Finalement, la question de fond est la suivante : voulons-nous une société dominée par le tourisme, la résidence, le loisir, le tertiaire en général ? Ou tentons-nous d'infléchir les choses vers une structure plus équilibrée, où la production agricole garde sa place, avec ce que cela comporte d'occupation moins contrastée du territoire, de promotion des circuits courts et, in fine, de meilleure adaptation aux contraintes du développement durable ? Ces considérations dictent naturellement notre position : nous soutiendrons toutes les initiatives qui permettront une valorisation saine du territoire et, par conséquent, le maintien d'un équilibre entre terrains agricoles et zones urbanisées.

Contenir la bétonisation des espaces agricoles, conserver ces milieux dans leur vocation première, constitue un enjeu économique immédiat mais aussi un engagement de société fort ; car il y a là, sans doute aucun, une incitation majeure à pérenniser l'enracinement des personnes et des peuples, et naturellement aussi, et peut-être surtout, un soutien direct à l'indispensable production alimentaire. En ce sens, nous rejoignons totalement les préoccupations des auteurs de la présente proposition de loi.

L'extension du droit de préemption des SAFER nous satisfait : ces sociétés sont des acteurs majeurs de la conservation du caractère agricole de nos territoires. À cet égard, je tiens naturellement à apporter mon soutien à la SAFER corse qui, en lien avec la Fédération nationale des SAFER, lance un projet « Zéro friche ». Je déposerai prochainement une proposition de loi allant dans ce sens. L'extension du droit de préemption des SAFER, dans certaines conditions, peut être une piste de travail intéressante, la définition législative de la notion de friche l'étant tout autant. Dans le domaine foncier, les arbitrages sont difficiles à rendre. Les avantages potentiels de telle ou telle dévolution foncière ou immobilière sont partagés. Ainsi, on pourra reprocher à ce texte d'intervenir dans un domaine privé des décisions de vente, ou de mutation. Certains estimeront qu'il est, dans sa définition, privatif de liberté. Or il n'est jamais positif de restreindre la liberté individuelle ni la liberté d'entreprendre.

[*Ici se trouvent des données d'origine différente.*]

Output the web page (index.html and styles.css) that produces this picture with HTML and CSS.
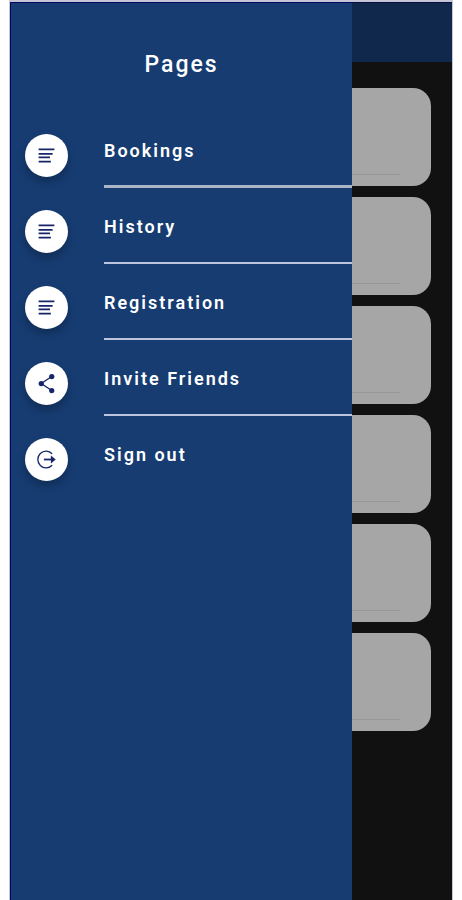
FILE: index.html
```html
<!DOCTYPE html>
<html lang="en">
<head>
  <meta charset="UTF-8" />
  <meta name="viewport" content="width=device-width, initial-scale=1" />
  <title>Pages</title>
  <link rel="stylesheet" href="styles.css">
</head>
<body>

  <div class="app">
    <!-- dimmed screen behind the drawer -->
    <div class="screen">
      <header class="topbar"></header>
      <main class="cards">
        <div class="card"></div>
        <div class="card"></div>
        <div class="card"></div>
        <div class="card"></div>
        <div class="card"></div>
        <div class="card"></div>
      </main>
    </div>

    <nav class="drawer" aria-labelledby="drawer-title">
      <h1 class="drawer-title" id="drawer-title">Pages</h1>
      <ul class="menu">
        <li>
          <a href="#bookings" class="menu-link">
            <span class="menu-icon">
              <svg viewBox="0 0 24 24" aria-hidden="true"><path d="M3 5h18M3 10h16M3 14h13M3 19h14" /></svg>
            </span>
            <span class="menu-label first">Bookings</span>
          </a>
        </li>
        <li>
          <a href="#history" class="menu-link">
            <span class="menu-icon">
              <svg viewBox="0 0 24 24" aria-hidden="true"><path d="M3 5h18M3 10h16M3 14h13M3 19h14" /></svg>
            </span>
            <span class="menu-label">History</span>
          </a>
        </li>
        <li>
          <a href="#registration" class="menu-link">
            <span class="menu-icon">
              <svg viewBox="0 0 24 24" aria-hidden="true"><path d="M3 5h18M3 10h16M3 14h13M3 19h14" /></svg>
            </span>
            <span class="menu-label">Registration</span>
          </a>
        </li>
        <li>
          <a href="#invite" class="menu-link">
            <span class="menu-icon">
              <svg viewBox="0 0 24 24" aria-hidden="true">
                <path class="thin" d="M18 4L6 12l12 8" />
                <circle cx="18" cy="4" r="3" />
                <circle cx="6" cy="12" r="3" />
                <circle cx="18" cy="20" r="3" />
              </svg>
            </span>
            <span class="menu-label">Invite Friends</span>
          </a>
        </li>
        <li>
          <a href="#signout" class="menu-link">
            <span class="menu-icon">
              <svg viewBox="0 0 24 24" aria-hidden="true">
                <path class="thin" d="M18.500 5.500A9.500 9.500 0 1 0 18.500 18.500" />
                <path d="M9 12h10" />
                <path class="head" d="M17 7.500L22.500 12L17 16.500z" />
              </svg>
            </span>
            <span class="menu-label">Sign out</span>
          </a>
        </li>
      </ul>
    </nav>
  </div>

</body>
</html>
```

FILE: styles.css
```css
* {
  box-sizing: border-box;
}
body {
  margin: 0;
  background: #fff;
  font-family: Roboto, "Liberation Sans", sans-serif;
  color: #fff;
}

/* app frame */
.app {
  position: relative;
  min-height: 100vh;
  margin: 0 9px;
  border: 1px solid #c5c5d8;
  border-width: 2px 1px 0;
  background: #111;
}

/* dimmed screen */
.topbar {
  height: 60px;
  background: #10284b;
  border-top: 1px solid #050c40;
}
.cards {
  display: flex;
  flex-direction: column;
  gap: 11px;
  padding: 26px 21px;
}
.card {
  height: 98px;
  padding: 86px 31px 0;
  border-radius: 18px;
  background: #a6a6a6;
}
.card::before {
  content: "";
  display: block;
  height: 1px;
  background: #979797;
}

/* drawer */
.drawer {
  position: absolute;
  top: 0;
  bottom: 0;
  left: 0;
  width: 77.4%;
  padding-top: 48px;
  background: #163c72;
  border-top: 1px solid #050560;
  border-left: 1px solid #050560;
}
.drawer-title {
  margin: 0 0 34px;
  font-size: 23px;
  line-height: 27px;
  font-weight: 500;
  letter-spacing: 2px;
  text-align: center;
}

/* menu */
.menu {
  margin: 0;
  padding: 0;
  list-style: none;
}
.menu-link {
  display: flex;
  align-items: flex-start;
  gap: 36px;
  padding-left: 14px;
  color: #fff;
  text-decoration: none;
}
.menu-icon {
  display: flex;
  align-items: center;
  justify-content: center;
  width: 43px;
  height: 43px;
  margin-top: 22px;
  border-radius: 50%;
  background: #fff;
  box-shadow: 0 5px 8px rgba(0, 0, 0, 0.25);
}
.menu-icon svg {
  width: 21px;
  height: 21px;
  fill: none;
  stroke: #16246a;
  stroke-width: 2;
}
.menu-icon .thin {
  stroke-width: 1.5;
}
.menu-icon circle,
.menu-icon .head {
  fill: #16246a;
  stroke: none;
}
.menu-label {
  flex: 1;
  height: 76px;
  padding-top: 29px;
  border-bottom: 2px solid #bcc4de;
  font-size: 18px;
  line-height: 20px;
  font-weight: 600;
  letter-spacing: 2px;
}
.menu-label.first {
  border-bottom: 3px solid #a9b5c6;
}
.menu li:last-child .menu-label {
  border-bottom: none;
}
```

Il faut en contrepartie de sérieuses raisons, ce qui nous semble être le cas ici.

Dans le même ordre d'idées, au sein du groupe Libertés et Territoires nous comprenons les débats menés en commission et les avancées adoptées visant à restreindre cette proposition de loi aux zones littorales. L'ANEM a bien démontré, dans ses récentes interventions, combien la question que nous traitons aujourd'hui devient délicate en zone montagne. Les débats menés lors de l'examen, en 2016, du projet de loi de modernisation, de développement et de protection des territoires de montagne, qui deviendrait ladite loi montagne II, ont été révélateurs de la contradiction entre préservation et modernisation, entre protection et développement – éternel problème derrière lequel se cachent des intérêts importants et divergents, ce qui ne simplifie pas les choses.

L'équilibre est objectivement difficile à déterminer, et c'est pourquoi, au vu de la diversité des situations, nous voulons que les grandes décisions foncières puissent être prises au niveau des régions, comme cela peut être déjà en partie le cas, en Corse, avec le Plan d'aménagement et de développement durable de la Corse – PADDUC – ou, en Île-de-France, avec le schéma directeur de la région Île-de-France – SDRIF. Rapprocher les décisions des acteurs de terrain est rarement une mauvaise chose.

À titre personnel, je viens d'une famille politique qui a dû combattre, au sens fort, pour sauvegarder la beauté des paysages de Corse et préserver le sens de l'histoire qui les a menés jusqu'à nous. Et cette lutte acharnée contre la bétonisation du littoral, Dieu sait que certains l'ont payée au prix fort, et que d'autres y ont même laissé leur vie. Aujourd'hui, les choses ont évolué, mais, sur le fond, la menace demeure et les mutations foncières battent son plein. En Corse donc, mais pas seulement.

Peu ou prou, plusieurs régions littorales connaissent en effet spéculation, difficulté d'accès au logement pour les plus modestes, bouleversements culturels et sociaux. On le comprend donc, le groupe Libertés et Territoires demeurera vigilant et combattra sans restriction toutes les pressions spéculatives qui agressent le monde rural en général et les terres agricoles en particulier. C'est donc tout naturellement et avec satisfaction que nous voterons la présente proposition de loi.